In the case at bar, defendant neither sells on margin, offers continuing advice and services, nor *416 guarantees a return on the purchaser's investment. Sales are for cash, and the purchaser immediately takes possession of the diamonds. Purchasers may elect, but are not required either by contract or by circumstances, to resell the diamonds to defendant at some time in the future. The case before us is thus distinguishable on its facts from those cases in which a purported sale of property has been found to be an investment contract. Even the most expansive interpretation of the Howey test has not gone so far as plaintiff would have us go in this case, see SEC v Brigadoon Scotch Distributors, Ltd, supra. We do not read the cases interpreting the Uniform Securities Act and similar statutes as holding that advertisements which offer commodities as investments, coupled with a guarantee to buy the goods back at market price, are sufficient to transform a simple sale of personalty into an investment contract.
The order of the circuit court is reversed and the cease and desist order is vacated.

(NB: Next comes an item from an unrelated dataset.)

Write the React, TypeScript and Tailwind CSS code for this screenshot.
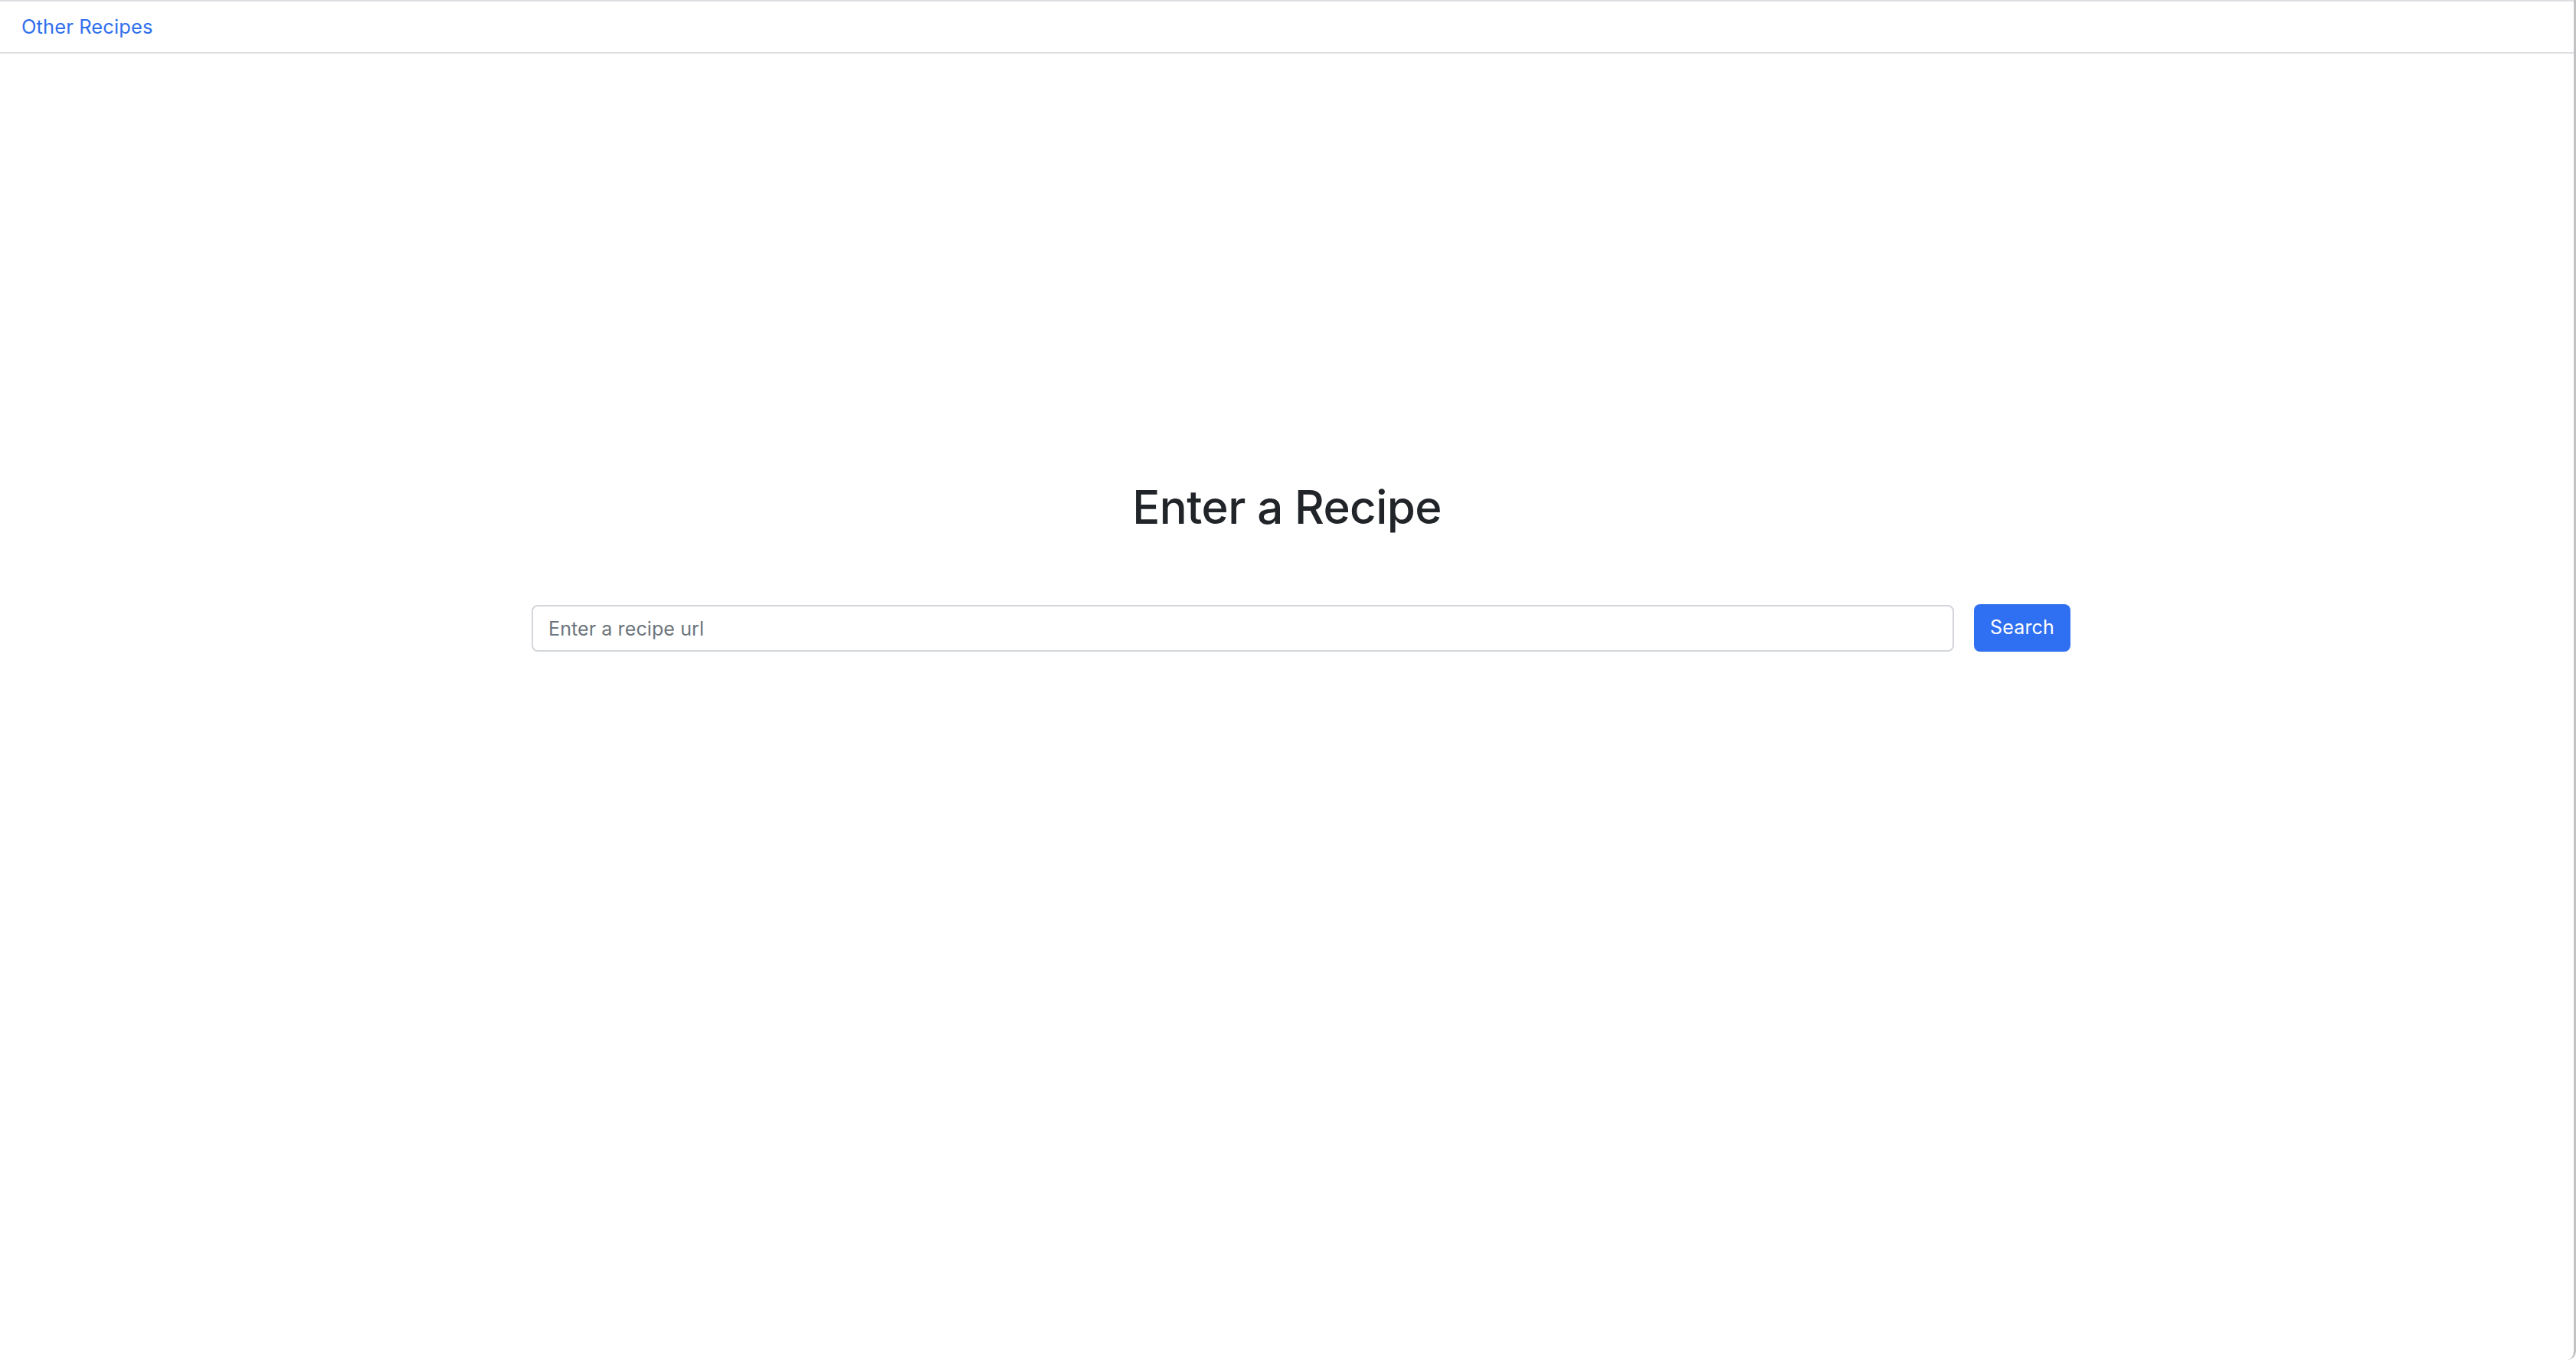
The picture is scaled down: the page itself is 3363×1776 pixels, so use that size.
import React from "react";

export default function App() {
  return (
    <div
      className="w-full h-screen bg-white flex"
      style={{ fontFamily: 'Inter, "Noto Sans", "Liberation Sans", sans-serif' }}
    >
      <div className="flex-1 flex flex-col border-r-[3px] border-[#c2c2c4] rounded-br-[12px] rounded-bl-[12px] overflow-hidden">
        <nav className="h-[70px] border-t-2 border-b-2 border-[#dedfe3] flex items-center pl-[28px]">
          <a className="text-[25.5px] leading-none text-[#2f6fed] tracking-[0.1px]" href="#">
            Other Recipes
          </a>
        </nav>
        <main className="flex flex-col">
          <h1 className="mt-[556px] text-center text-[60px] leading-[72px] font-medium text-[#212529] tracking-[-0.6px]">
            Enter a Recipe
          </h1>
          <div className="mt-[92px] ml-[694px] flex items-start gap-[26px]">
            <input
              className="w-[1857px] h-[61px] border-2 border-[#d3d6da] rounded-[8px] px-[20px] text-[25px] tracking-[0.1px] text-[#212529] placeholder:text-[#6c757d] outline-none"
              placeholder="Enter a recipe url"
            />
            <button className="w-[126px] h-[62px] -mt-[1px] rounded-[8px] bg-[#2f6ff1] text-white text-[25px] tracking-[0.2px]">
              Search
            </button>
          </div>
        </main>
      </div>
    </div>
  );
}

No costs, a public question being involved.
NOTES
[1] Defendant's president, Alois Geiger, testified at the evidentiary hearing held before a hearing examiner that the current prevailing market price meant the price at which DeBeers was selling diamonds on the day of repurchase.

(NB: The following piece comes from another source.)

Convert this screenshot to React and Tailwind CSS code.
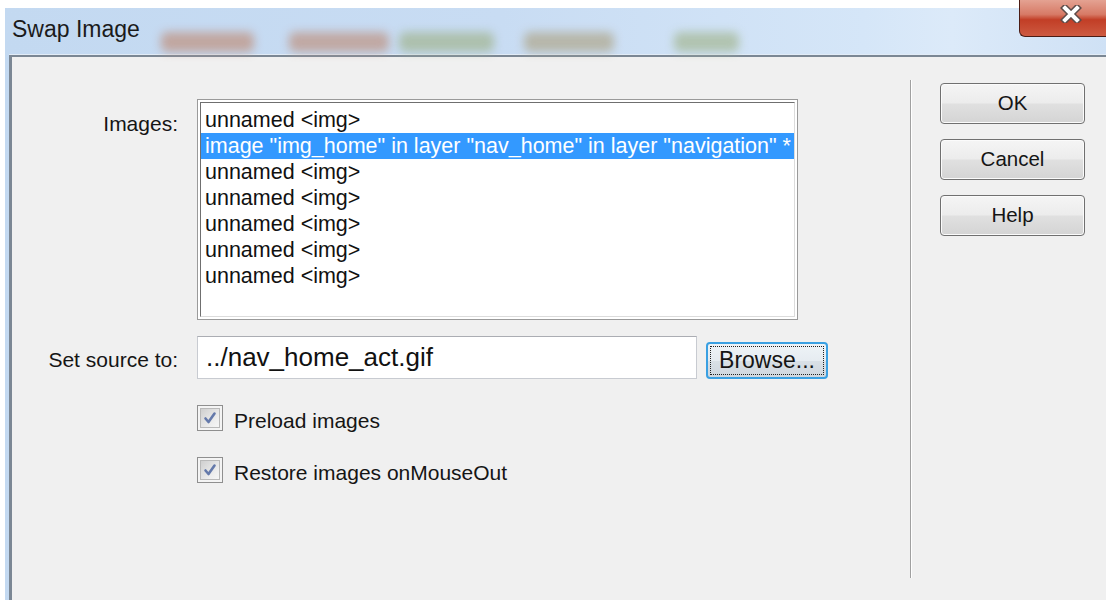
import React from "react";

const images = [
  "unnamed <img>",
  'image "img_home" in layer "nav_home" in layer "navigation" *',
  "unnamed <img>",
  "unnamed <img>",
  "unnamed <img>",
  "unnamed <img>",
  "unnamed <img>",
];

// blurred shapes of the window behind the glass title bar
const ghosts = [
  { w: "w-[93px]", ml: "ml-[21px]", c: "bg-[#c09a8c]" },
  { w: "w-[100px]", ml: "ml-[35px]", c: "bg-[#bf9c90]" },
  { w: "w-[95px]", ml: "ml-[10px]", c: "bg-[#a6b99c]" },
  { w: "w-[90px]", ml: "ml-[30px]", c: "bg-[#b2ad98]" },
  { w: "w-[65px]", ml: "ml-[60px]", c: "bg-[#a9bc9f]" },
];

function CheckBox({ label }) {
  return (
    <div className="flex items-center h-[26px]">
      <span className="w-[26px] h-[26px] border border-[#8f8f8f] bg-[#f4f4f4] p-[2px] flex">
        <span className="flex-1 flex items-center justify-center border border-[#b9b9b9] bg-[linear-gradient(135deg,#cfcfcf,#eeeeee_70%,#f6f6f6)]">
          <svg width="14" height="14" viewBox="0 0 14 14">
            <path
              d="M2.5 7.5 L5.5 11 L11.5 2.5"
              fill="none"
              stroke="#4d66a0"
              strokeWidth="2.6"
              strokeLinecap="round"
              strokeLinejoin="round"
              opacity="0.85"
            />
          </svg>
        </span>
      </span>
      <span className="ml-[11px] pt-[6px] text-[21px] text-[#151515]">{label}</span>
    </div>
  );
}

function DialogButton({ children }) {
  return (
    <button className="w-[145px] h-[41px] rounded-[4px] border border-[#707070] shadow-[inset_0_0_0_1px_#fbfbfb] bg-[linear-gradient(#f5f5f5_0%,#ececec_48%,#e0e0e0_52%,#d4d4d4_100%)] text-[20.5px] text-[#151515]">
      {children}
    </button>
  );
}

export default function App() {
  return (
    <div className="w-[1106px] h-[600px] bg-white overflow-hidden font-['Liberation_Sans',Arial,sans-serif]">
      <div className="relative ml-[5px] mt-[8px] h-[592px] flex flex-col pl-[4px] bg-[linear-gradient(90deg,#c3d9f1_0%,#c8dcf3_45%,#d5e6f8_78%,#dceaf9_86%,#cfe1f5_100%)]">
        {/* title bar */}
        <div className="h-[47px] flex items-center pl-[3px] border-b border-[#e2ecf7]">
          <span className="text-[23px] text-[#1b1b1b] pb-[4px]">Swap Image</span>
          <div className="flex self-end mb-[2px]">
            {ghosts.map((g, i) => (
              <span
                key={i}
                className={`${g.w} ${g.ml} ${g.c} h-[20px] rounded-[6px] blur-[5px] opacity-80`}
              />
            ))}
          </div>
        </div>

        {/* close button */}
        <div className="absolute -top-[8px] right-0 w-[87px] h-[37px] rounded-bl-[6px] border-l border-b border-[#4b1c15] bg-[linear-gradient(#e4a292_0%,#d77a66_40%,#c23e26_55%,#cd5a41_100%)] flex items-center justify-center pl-[15px] pb-[9px]">
          <svg width="24" height="18" viewBox="0 0 24 18">
            <path d="M6 3 L18 15 M18 3 L6 15" stroke="#5d4b48" strokeWidth="7" strokeLinecap="square" />
            <path d="M6 3 L18 15 M18 3 L6 15" stroke="#ffffff" strokeWidth="4" strokeLinecap="square" />
          </svg>
        </div>

        {/* client area */}
        <div className="flex-1 flex bg-[#f0f0f0] border-t-2 border-l-[3px] border-[#7b8794]">
          <div className="w-[898px] flex flex-col pt-[42px]">
            <div className="flex">
              <div className="w-[166px] text-right text-[21px] text-[#151515] pt-[9px]">Images:</div>
              <div className="ml-[19px] w-[601px] h-[221px] border border-[#9a9a9a] bg-white p-[2px] flex">
                <div className="flex-1 overflow-hidden border border-t-[#6f6f6f] border-l-[#6f6f6f] border-r-[#dcdcdc] border-b-[#dcdcdc] pt-[4px] text-[21.5px]">
                  {images.map((item, i) => (
                    <div
                      key={i}
                      className={
                        i === 1
                          ? "h-[26px] leading-[26px] pl-[4px] whitespace-nowrap bg-[#3399ff] text-white"
                          : "h-[26px] leading-[26px] pl-[4px] whitespace-nowrap text-[#111111]"
                      }
                    >
                      {item}
                    </div>
                  ))}
                </div>
              </div>
            </div>

            <div className="flex items-end mt-[16px]">
              <div className="w-[166px] text-right text-[21px] text-[#151515] self-center pt-[4px]">Set source to:</div>
              <div className="ml-[19px] w-[500px] h-[43px] bg-white border border-[#c8cbd1] border-t-[#abadb3] flex items-center pl-[8px] text-[26px] text-[#111111]">
                ../nav_home_act.gif
              </div>
              <button className="ml-[9px] w-[122px] h-[37px] rounded-[4px] border-2 border-[#3aa0e2] p-[2px] bg-[linear-gradient(#eef3f7_0%,#e6ecf1_50%,#d9e0e6_52%,#cfd7de_100%)] flex">
                <span className="flex-1 border border-dotted border-[#222222] flex items-center justify-center text-[23px] text-[#151515]">
                  Browse...
                </span>
              </button>
            </div>

            <div className="flex flex-col gap-[26px] mt-[26px] ml-[185px]">
              <CheckBox label="Preload images" />
              <CheckBox label="Restore images onMouseOut" />
            </div>
          </div>

          <div className="mt-[23px] mb-[22px] w-[2px] border-l border-[#a0a0a0] bg-white" />

          <div className="flex flex-col gap-[15px] pl-[28px] pt-[26px]">
            <DialogButton>OK</DialogButton>
            <DialogButton>Cancel</DialogButton>
            <DialogButton>Help</DialogButton>
          </div>
        </div>
      </div>
    </div>
  );
}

[2] Security is defined in MCL 451.801(1); MSA 19.776(401)(1) to include an investment contract.
[3] A third test is applied in Minnesota, where an investment contract is defined as "the placing of capital or laying out of money in a way intended to secure income or profit from its employment". State v Coin Wholesalers, Inc, 250 NW2d 583, 588 (Minn, 1976).
[4] See Anno: What constitutes an "investment contract" within the meaning of state blue sky laws, 47 ALR3d 1375.
[5] Compare Investment Diamonds, Inc [1971-1972 Transfer Binder] Fed Sec L Rep (CCH) ¶ 78,350, where the Securities and Exchange Commission in a staff opinion found an investment contract in a sale of diamonds accompanied by options either to resell to seller at a predetermined price or to trade in a diamond on a larger stone for a credit amount larger than the repurchase price. The opinion emphasized that the scheme made the trade-in option so much more advantageous to the buyer that its effect was to tie the buyer's fortunes to those of the seller in his search for profit.
[6] Mr. Dusenberry testified that he "nosed around a little bit" and was told by one jeweler to bring the stones in and "I'll see what I can do for ya". Mr. Dusenberry did not take his diamonds to the jeweler.
[7] Both Colorado and South Carolina have enacted the Uniform Securities Act.